**AIM**
Please quote exactly the opening lines of the data, from the first line to the one where "solid transparent;border-right:7px solid" appears.

**PROVIDED MATERIAL**
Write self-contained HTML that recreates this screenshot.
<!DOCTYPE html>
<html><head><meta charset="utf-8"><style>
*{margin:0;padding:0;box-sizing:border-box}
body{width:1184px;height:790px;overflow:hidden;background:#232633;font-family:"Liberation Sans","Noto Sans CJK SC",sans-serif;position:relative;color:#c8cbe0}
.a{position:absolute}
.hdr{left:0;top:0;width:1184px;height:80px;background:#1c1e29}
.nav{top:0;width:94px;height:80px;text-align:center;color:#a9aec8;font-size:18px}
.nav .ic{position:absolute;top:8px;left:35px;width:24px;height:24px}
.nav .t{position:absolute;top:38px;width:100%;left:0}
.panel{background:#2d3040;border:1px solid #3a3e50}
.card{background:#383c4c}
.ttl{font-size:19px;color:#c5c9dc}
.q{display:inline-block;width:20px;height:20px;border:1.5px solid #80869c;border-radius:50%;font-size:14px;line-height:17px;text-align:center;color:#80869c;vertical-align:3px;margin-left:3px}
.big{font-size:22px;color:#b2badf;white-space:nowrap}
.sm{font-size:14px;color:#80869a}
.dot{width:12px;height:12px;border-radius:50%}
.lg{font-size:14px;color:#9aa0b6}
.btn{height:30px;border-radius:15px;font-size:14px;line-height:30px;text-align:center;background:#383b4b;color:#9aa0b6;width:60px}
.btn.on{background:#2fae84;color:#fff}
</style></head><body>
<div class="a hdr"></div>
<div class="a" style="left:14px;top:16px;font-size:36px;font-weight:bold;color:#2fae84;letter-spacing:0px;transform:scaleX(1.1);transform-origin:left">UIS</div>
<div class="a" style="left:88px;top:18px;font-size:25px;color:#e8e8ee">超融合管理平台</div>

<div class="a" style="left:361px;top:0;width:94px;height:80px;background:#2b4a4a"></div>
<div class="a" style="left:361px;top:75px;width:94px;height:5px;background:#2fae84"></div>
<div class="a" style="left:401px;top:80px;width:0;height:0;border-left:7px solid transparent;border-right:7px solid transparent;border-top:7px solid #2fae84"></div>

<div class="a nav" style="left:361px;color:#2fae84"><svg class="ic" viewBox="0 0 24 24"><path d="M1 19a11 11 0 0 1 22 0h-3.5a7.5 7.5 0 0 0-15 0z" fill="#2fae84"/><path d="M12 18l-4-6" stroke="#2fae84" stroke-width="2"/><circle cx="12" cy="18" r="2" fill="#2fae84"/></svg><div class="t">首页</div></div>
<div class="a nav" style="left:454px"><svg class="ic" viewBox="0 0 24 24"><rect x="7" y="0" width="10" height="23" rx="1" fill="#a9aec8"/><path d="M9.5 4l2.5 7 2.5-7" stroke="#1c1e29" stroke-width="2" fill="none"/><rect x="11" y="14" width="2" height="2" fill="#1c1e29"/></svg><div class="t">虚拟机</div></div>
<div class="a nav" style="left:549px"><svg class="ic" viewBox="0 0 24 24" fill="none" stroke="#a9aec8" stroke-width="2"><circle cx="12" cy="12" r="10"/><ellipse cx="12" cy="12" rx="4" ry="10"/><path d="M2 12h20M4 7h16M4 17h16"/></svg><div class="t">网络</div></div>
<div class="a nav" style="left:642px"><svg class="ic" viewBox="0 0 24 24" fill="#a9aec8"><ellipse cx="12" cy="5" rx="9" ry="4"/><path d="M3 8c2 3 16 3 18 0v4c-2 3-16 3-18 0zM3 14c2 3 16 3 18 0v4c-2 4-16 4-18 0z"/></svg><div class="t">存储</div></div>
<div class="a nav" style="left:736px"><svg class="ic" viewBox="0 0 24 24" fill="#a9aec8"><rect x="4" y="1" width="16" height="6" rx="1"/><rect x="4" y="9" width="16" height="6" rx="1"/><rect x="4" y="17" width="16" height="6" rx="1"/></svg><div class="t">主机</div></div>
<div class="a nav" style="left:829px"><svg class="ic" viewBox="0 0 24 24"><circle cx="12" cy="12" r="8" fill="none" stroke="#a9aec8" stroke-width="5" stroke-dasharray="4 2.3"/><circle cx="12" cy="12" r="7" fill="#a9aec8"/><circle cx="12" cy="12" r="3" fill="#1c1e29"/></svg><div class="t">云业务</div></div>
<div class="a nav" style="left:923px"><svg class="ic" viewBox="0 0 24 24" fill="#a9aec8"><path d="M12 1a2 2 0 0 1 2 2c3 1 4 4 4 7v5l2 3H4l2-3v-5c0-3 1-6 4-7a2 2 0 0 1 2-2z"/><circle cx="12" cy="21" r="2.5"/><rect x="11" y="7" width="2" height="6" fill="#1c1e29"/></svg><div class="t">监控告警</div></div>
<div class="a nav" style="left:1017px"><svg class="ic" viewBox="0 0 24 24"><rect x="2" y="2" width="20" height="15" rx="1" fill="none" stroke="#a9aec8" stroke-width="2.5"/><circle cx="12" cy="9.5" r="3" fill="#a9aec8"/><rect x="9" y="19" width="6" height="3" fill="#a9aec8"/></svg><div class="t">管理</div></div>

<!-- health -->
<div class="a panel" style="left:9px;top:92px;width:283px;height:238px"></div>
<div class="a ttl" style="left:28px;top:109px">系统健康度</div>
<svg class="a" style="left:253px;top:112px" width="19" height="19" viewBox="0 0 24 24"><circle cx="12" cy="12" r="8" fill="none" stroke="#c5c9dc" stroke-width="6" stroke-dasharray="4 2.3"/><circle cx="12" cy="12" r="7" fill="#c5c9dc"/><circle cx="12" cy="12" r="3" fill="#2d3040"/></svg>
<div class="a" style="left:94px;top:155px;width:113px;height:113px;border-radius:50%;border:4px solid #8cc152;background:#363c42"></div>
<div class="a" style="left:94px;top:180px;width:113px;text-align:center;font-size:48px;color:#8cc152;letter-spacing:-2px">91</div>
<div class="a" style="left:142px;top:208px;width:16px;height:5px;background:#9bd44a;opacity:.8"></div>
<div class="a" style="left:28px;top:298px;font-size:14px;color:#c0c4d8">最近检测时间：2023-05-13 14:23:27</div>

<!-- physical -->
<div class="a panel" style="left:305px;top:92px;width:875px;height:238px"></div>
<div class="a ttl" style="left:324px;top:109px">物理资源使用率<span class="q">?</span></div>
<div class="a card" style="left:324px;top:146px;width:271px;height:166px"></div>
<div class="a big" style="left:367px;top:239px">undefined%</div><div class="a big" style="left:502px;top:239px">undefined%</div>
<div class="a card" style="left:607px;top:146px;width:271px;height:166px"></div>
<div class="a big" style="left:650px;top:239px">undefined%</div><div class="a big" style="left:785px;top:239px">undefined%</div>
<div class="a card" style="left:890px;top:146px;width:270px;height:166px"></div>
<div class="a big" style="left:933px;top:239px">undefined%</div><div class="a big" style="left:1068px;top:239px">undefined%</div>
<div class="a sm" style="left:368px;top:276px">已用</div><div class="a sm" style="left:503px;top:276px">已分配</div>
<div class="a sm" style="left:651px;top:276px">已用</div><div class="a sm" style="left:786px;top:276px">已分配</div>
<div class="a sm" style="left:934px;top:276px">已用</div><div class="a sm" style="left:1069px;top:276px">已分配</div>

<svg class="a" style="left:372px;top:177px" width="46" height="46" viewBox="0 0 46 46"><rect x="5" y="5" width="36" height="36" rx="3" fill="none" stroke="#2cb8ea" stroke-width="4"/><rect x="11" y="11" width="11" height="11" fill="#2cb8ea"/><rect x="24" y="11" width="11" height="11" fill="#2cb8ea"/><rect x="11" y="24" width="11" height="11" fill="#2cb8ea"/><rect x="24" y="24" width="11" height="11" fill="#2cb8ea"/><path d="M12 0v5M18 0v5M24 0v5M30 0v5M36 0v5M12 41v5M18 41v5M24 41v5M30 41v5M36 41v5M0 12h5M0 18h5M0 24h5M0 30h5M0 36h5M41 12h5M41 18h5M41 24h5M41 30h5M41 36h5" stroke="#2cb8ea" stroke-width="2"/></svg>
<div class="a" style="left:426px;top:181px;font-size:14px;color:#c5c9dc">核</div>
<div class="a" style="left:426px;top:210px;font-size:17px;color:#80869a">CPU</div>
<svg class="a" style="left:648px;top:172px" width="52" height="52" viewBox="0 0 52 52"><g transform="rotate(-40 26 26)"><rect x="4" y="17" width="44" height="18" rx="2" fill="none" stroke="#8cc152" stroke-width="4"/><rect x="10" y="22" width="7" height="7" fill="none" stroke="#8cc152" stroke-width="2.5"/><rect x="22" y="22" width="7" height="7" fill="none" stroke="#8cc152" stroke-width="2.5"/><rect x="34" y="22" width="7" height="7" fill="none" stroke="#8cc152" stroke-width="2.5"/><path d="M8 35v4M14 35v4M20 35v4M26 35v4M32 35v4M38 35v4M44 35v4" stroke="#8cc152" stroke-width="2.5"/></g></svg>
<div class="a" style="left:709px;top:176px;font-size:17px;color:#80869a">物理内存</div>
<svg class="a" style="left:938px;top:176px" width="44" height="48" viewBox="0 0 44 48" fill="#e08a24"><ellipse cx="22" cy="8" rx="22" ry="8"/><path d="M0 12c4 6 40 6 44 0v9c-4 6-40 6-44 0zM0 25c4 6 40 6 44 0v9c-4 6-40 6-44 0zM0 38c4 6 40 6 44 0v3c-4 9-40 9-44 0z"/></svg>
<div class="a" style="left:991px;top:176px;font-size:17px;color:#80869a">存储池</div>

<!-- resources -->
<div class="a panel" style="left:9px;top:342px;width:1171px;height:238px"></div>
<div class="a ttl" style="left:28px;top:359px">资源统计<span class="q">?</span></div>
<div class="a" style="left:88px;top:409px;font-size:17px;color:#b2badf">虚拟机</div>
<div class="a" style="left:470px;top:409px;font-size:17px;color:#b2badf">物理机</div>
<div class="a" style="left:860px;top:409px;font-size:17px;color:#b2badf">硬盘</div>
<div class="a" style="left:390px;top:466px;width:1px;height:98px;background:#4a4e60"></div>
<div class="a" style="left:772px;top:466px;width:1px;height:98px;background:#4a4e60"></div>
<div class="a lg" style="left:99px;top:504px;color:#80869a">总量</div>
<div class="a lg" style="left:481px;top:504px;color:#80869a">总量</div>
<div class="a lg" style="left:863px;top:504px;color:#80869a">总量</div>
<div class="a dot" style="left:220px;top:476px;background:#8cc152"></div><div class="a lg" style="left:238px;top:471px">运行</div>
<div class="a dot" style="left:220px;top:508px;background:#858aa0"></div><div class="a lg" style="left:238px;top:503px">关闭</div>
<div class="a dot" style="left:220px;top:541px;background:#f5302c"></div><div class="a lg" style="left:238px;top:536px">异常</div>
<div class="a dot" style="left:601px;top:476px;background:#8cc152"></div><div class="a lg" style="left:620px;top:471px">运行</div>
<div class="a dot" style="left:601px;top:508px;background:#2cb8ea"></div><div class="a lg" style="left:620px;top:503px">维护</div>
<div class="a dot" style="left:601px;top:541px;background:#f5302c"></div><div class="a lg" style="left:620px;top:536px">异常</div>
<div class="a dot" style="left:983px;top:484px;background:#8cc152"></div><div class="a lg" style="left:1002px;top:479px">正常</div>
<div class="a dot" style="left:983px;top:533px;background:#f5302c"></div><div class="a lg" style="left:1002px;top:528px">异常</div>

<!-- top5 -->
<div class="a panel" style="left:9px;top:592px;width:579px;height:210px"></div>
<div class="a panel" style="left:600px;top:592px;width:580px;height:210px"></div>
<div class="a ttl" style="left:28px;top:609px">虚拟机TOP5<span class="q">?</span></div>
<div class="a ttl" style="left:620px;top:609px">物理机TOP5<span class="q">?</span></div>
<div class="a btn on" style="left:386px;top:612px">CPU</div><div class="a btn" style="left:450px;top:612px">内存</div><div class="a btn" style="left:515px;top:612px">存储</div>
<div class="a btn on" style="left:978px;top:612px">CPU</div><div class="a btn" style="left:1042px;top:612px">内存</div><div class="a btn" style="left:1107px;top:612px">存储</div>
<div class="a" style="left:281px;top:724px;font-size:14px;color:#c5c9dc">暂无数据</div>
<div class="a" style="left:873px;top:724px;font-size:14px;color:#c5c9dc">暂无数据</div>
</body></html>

**RESPONSE TO THE EXERCISE**
Write self-contained HTML that recreates this screenshot.
<!DOCTYPE html>
<html><head><meta charset="utf-8"><style>
*{margin:0;padding:0;box-sizing:border-box}
body{width:1184px;height:790px;overflow:hidden;background:#232633;font-family:"Liberation Sans","Noto Sans CJK SC",sans-serif;position:relative;color:#c8cbe0}
.a{position:absolute}
.hdr{left:0;top:0;width:1184px;height:80px;background:#1c1e29}
.nav{top:0;width:94px;height:80px;text-align:center;color:#a9aec8;font-size:18px}
.nav .ic{position:absolute;top:8px;left:35px;width:24px;height:24px}
.nav .t{position:absolute;top:38px;width:100%;left:0}
.panel{background:#2d3040;border:1px solid #3a3e50}
.card{background:#383c4c}
.ttl{font-size:19px;color:#c5c9dc}
.q{display:inline-block;width:20px;height:20px;border:1.5px solid #80869c;border-radius:50%;font-size:14px;line-height:17px;text-align:center;color:#80869c;vertical-align:3px;margin-left:3px}
.big{font-size:22px;color:#b2badf;white-space:nowrap}
.sm{font-size:14px;color:#80869a}
.dot{width:12px;height:12px;border-radius:50%}
.lg{font-size:14px;color:#9aa0b6}
.btn{height:30px;border-radius:15px;font-size:14px;line-height:30px;text-align:center;background:#383b4b;color:#9aa0b6;width:60px}
.btn.on{background:#2fae84;color:#fff}
</style></head><body>
<div class="a hdr"></div>
<div class="a" style="left:14px;top:16px;font-size:36px;font-weight:bold;color:#2fae84;letter-spacing:0px;transform:scaleX(1.1);transform-origin:left">UIS</div>
<div class="a" style="left:88px;top:18px;font-size:25px;color:#e8e8ee">超融合管理平台</div>

<div class="a" style="left:361px;top:0;width:94px;height:80px;background:#2b4a4a"></div>
<div class="a" style="left:361px;top:75px;width:94px;height:5px;background:#2fae84"></div>
<div class="a" style="left:401px;top:80px;width:0;height:0;border-left:7px solid transparent;border-right:7px solid transparent;border-top:7px solid #2fae84"></div>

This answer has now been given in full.